Ces massacres sonnèrent toutefois le glas du système colonial en Algérie. Pour beaucoup de leaders nationalistes et d’historiens, le compte à rebours de la lutte armée du peuple algérien pour son émancipation avait commencé cette année-là. D’ ailleurs, le général Duval (commandant de la subdivision militaire de Constantine et l’un des principaux auteurs de cette boucherie) ne s’était pas trompé dans ses prévisions, quand il avait écrit à ses supérieurs : « Je vous ai donné la paix pour dix ans. Mais il ne faut pas se leurrer.
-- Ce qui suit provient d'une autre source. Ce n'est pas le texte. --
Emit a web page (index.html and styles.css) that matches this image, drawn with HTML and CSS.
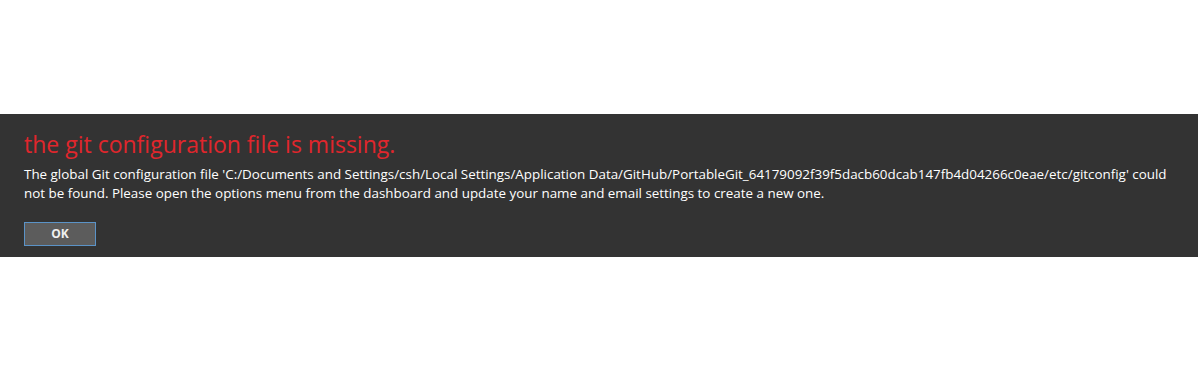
FILE: index.html
```html
<!DOCTYPE html>
<html>
<head>
<meta charset="utf-8">
<link rel="stylesheet" href="styles.css">
</head>
<body>
<div class="page">
  <div class="dialog">
    <h1 class="title">the git configuration file is missing.</h1>
    <p class="message">The global Git configuration file 'C:/Documents and Settings/csh/Local Settings/Application Data/GitHub/PortableGit_64179092f39f5dacb60dcab147fb4d04266c0eae/etc/gitconfig' could not be found. Please open the options menu from the dashboard and update your name and email settings to create a new one.</p>
    <div class="actions">
      <button class="ok">OK</button>
    </div>
  </div>
</div>
</body>
</html>
```
FILE: styles.css
```css
html, body {
  margin: 0;
  padding: 0;
  background: #ffffff;
}
.page {
  padding-top: 114px;
  width: 1203px;
  height: 368px;
  box-sizing: border-box;
}
.dialog {
  width: 1198px;
  height: 143px;
  box-sizing: border-box;
  background: #333333;
  padding: 15px 24px 0 24px;
  font-family: "Open Sans", "Noto Sans", sans-serif;
}
.title {
  margin: 0;
  font-weight: normal;
  font-size: 23px;
  line-height: 30px;
  color: #e0262c;
}
.message {
  margin: 6px 0 0 0;
  font-size: 13.4px;
  line-height: 19px;
  color: #ffffff;
  max-width: 1150px;
}
.actions {
  margin-top: 18px;
}
.ok {
  width: 72px;
  height: 24px;
  padding: 0;
  margin: 0;
  background: #5c5c5c;
  border: 1px solid #5b93c7;
  color: #f0f0f0;
  font-family: "Open Sans", sans-serif;
  font-weight: bold;
  font-size: 12px;
}
```
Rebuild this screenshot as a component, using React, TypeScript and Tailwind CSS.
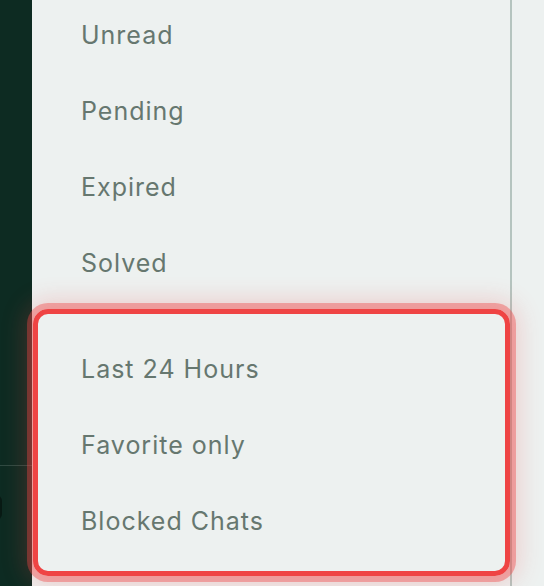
import React from "react";

const groupA = ["Unread", "Pending", "Expired", "Solved"];
const groupB = ["Last 24 Hours", "Favorite only", "Blocked Chats"];

export default function App() {
  return (
    <div
      className="relative flex h-[586px] w-[544px] overflow-hidden bg-[#edf1f0]"
      style={{ fontFamily: "Inter, 'Noto Sans', sans-serif" }}
    >
      <div className="relative h-full w-[32px] shrink-0 bg-[#0d2b22]">
        <div className="absolute left-0 top-[465px] h-px w-full bg-[#2f4a42]" />
        <div className="absolute left-[-10px] top-[495px] h-[25px] w-[12px] rounded-full bg-[#081a14]" />
      </div>
      <div className="relative h-full w-[480px] shrink-0 border-r-2 border-[#b5c4bf] pl-[49px]">
        <div className="mt-[-2px] flex flex-col">
          {groupA.map((t) => (
            <div key={t} className="flex h-[76px] items-center text-[25px] tracking-[1px] text-[#66776f]">
              {t}
            </div>
          ))}
        </div>
        <div className="mt-[30px] flex flex-col">
          {groupB.map((t) => (
            <div key={t} className="flex h-[76px] items-center text-[25px] tracking-[1px] text-[#66776f]">
              {t}
            </div>
          ))}
        </div>
      </div>
      <div className="flex-1" />
      <div className="pointer-events-none absolute left-[33px] top-[309px] h-[267px] w-[477px] rounded-[15px] border-[5px] border-[#ef4444] shadow-[0_0_0_6px_rgba(239,68,68,0.4),0_0_24px_8px_rgba(239,68,68,0.22)]" />
    </div>
  );
}
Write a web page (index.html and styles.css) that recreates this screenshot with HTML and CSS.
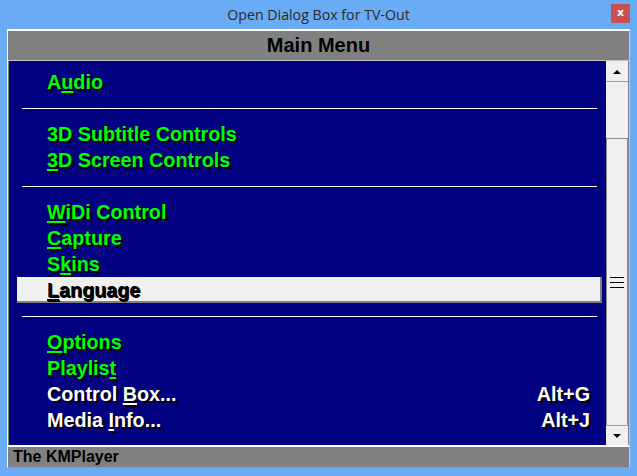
FILE: index.html
```html
<!DOCTYPE html>
<html>
<head>
<meta charset="utf-8">
<link rel="stylesheet" href="styles.css">
</head>
<body>
<div class="titlebar">
  <span></span>
  <span class="title">Open Dialog Box for TV-Out</span>
  <span class="close">x</span>
</div>
<div class="dialog">
  <div class="header">Main Menu</div>
  <div class="content">
    <div class="list">
      <div class="row"><span>A<u>u</u>dio</span></div>
      <div class="sep"></div>
      <div class="row"><span>3D Subtitle Controls</span></div>
      <div class="row"><span><u>3</u>D Screen Controls</span></div>
      <div class="sep"></div>
      <div class="row"><span><u>W</u>iDi Control</span></div>
      <div class="row"><span><u>C</u>apture</span></div>
      <div class="row"><span>S<u>k</u>ins</span></div>
      <div class="row selected"><span><u>L</u>anguage</span></div>
      <div class="sep"></div>
      <div class="row"><span><u>O</u>ptions</span></div>
      <div class="row"><span>Playlis<u>t</u></span></div>
      <div class="row white"><span>Control <u>B</u>ox...</span><span>Alt+G</span></div>
      <div class="row white"><span>Media <u>I</u>nfo...</span><span>Alt+J</span></div>
    </div>
    <div class="scrollbar">
      <div class="sb-btn up"><span class="tri-up"></span></div>
      <div class="track">
        <div class="thumb"><i></i><i></i><i></i></div>
      </div>
      <div class="sb-btn down"><span class="tri-down"></span></div>
    </div>
  </div>
  <div class="footer">The KMPlayer</div>
</div>
</body>
</html>
```
FILE: styles.css
```css
html, body {
  margin: 0;
  padding: 0;
}
body {
  width: 637px;
  height: 476px;
  background: #6aabf5;
  overflow: hidden;
  font-family: "Liberation Sans", Arial, sans-serif;
}
.titlebar {
  height: 29px;
  display: grid;
  grid-template-columns: 1fr auto 1fr;
  align-items: start;
}
.title {
  font-family: "Open Sans", "Noto Sans", sans-serif;
  font-size: 14.2px;
  line-height: 29px;
  color: #2b2b2b;
}
.close {
  justify-self: end;
  margin-top: 4px;
  margin-right: 7px;
  width: 19px;
  height: 19px;
  background: #c75050;
  color: #fff;
  font-family: "DejaVu Sans", sans-serif;
  font-weight: bold;
  font-size: 11px;
  line-height: 17px;
  text-align: center;
}
.dialog {
  margin-left: 7px;
  width: 621px;
  border-top: 2px solid #ffffff;
  border-left: 1px solid #ffffff;
  border-right: 1px solid #c8c8c8;
  border-bottom: 1px solid #9a9a9a;
  background: #808080;
}
.header {
  height: 29px;
  border-bottom: 1px solid #c4c4c4;
  text-align: center;
  font-weight: bold;
  font-size: 20px;
  line-height: 29px;
  color: #000;
}
.content {
  display: flex;
  height: 384px;
  padding: 0 1px;
}
.list {
  width: 597px;
  background: #000080;
  padding-top: 8px;
  box-sizing: border-box;
}
.row {
  height: 26px;
  line-height: 26px;
  padding-left: 38px;
  padding-right: 16px;
  font-weight: bold;
  font-size: 19.75px;
  color: #00ff00;
  text-shadow: 2px 2px 0 #000;
  display: flex;
  justify-content: space-between;
  white-space: nowrap;
}
.row u {
  text-decoration-thickness: 2px;
  text-underline-offset: 2px;
}
.row.white {
  color: #ffffff;
}
.row.selected {
  margin-left: 8px;
  margin-right: 4px;
  padding-left: 30px;
  box-sizing: border-box;
  background: #f0f0f0;
  border-right: 2px solid #808080;
  border-bottom: 2px solid #808080;
  color: #000;
  text-shadow: 1px 1px 0 #000;
}
.sep {
  height: 26px;
  display: flex;
  align-items: center;
  margin-left: 13px;
  margin-right: 9px;
}
.sep::before {
  content: "";
  flex: 1;
  height: 1px;
  margin-top: 1px;
  background: #ffffff;
}
.scrollbar {
  width: 22px;
  display: flex;
  flex-direction: column;
  background: #f0f0f0;
  padding-top: 1px;
  box-sizing: border-box;
}
.sb-btn {
  height: 19px;
  display: flex;
  align-items: center;
  justify-content: center;
  background: #f0f0f0;
}
.sb-btn.up {
  border-bottom: 1px solid #a0a0a0;
}
.sb-btn.down {
  border-top: 1px solid #a0a0a0;
}
.tri-up {
  width: 0;
  height: 0;
  border-left: 4px solid transparent;
  border-right: 4px solid transparent;
  border-bottom: 4px solid #000;
}
.tri-down {
  width: 0;
  height: 0;
  border-left: 4px solid transparent;
  border-right: 4px solid transparent;
  border-top: 4px solid #000;
}
.track {
  flex: 1;
  display: flex;
  flex-direction: column;
  justify-content: flex-end;
}
.thumb {
  height: 287px;
  box-sizing: border-box;
  border: 1px solid #8a8a8a;
  border-bottom: none;
  background: #f0f0f0;
  display: flex;
  flex-direction: column;
  align-items: center;
  justify-content: center;
  gap: 4px;
}
.thumb i {
  display: block;
  width: 14px;
  height: 1px;
  background: #000;
}
.footer {
  height: 20px;
  border-top: 2px solid #ffffff;
  padding-left: 5px;
  font-weight: bold;
  font-size: 16px;
  line-height: 20px;
  color: #000;
}
```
Tout doit changer en Algérie. » Mais rien n’avait changé.
Les peuples ex-colonisés et leurs enfants réclament que la France, qui avait avant tout trahi ses propres principes républicains, humanistes et de justice, demande pardon pour ses crimes coloniaux, comme elle l’a fait pour les Juifs, qu’elle avait voulu exterminer en collaboration avec les nazis, et comme l’ont fait les Etats-Unis d’Amérique avec leurs ressortissants noirs, et l’Australie avec ses aborigènes…
N’en déplaise à quelques attardés de l’Histoire de l’extrême droite et ses idiots utiles, parmi une minorité de « laïques » musulmanophobes de « gauche », cette idée est en train de faire son chemin au sein de l’opinion publique, notamment des nouvelles générations non gangrenées par le racisme anti-Arabes, et dans les plus hautes sphères de l’Etat français.
Sources :
- Henri Alleg (collectif), la Guerre d’Algérie, T.1 , éditions Messidor, Paris, 1981.
- Annie Rey-Golzeiger, Aux Origines de la guerre d’Algérie : 1940-1945, de Mers-el-Kébir aux massacres du nord-constantinois, éditions La Découverte-Syros, Paris, 2001.
- Jean-Louis planche, Sétif 1945 : histoire d’un massacre annoncé, éditions Perrin, Paris, 2006.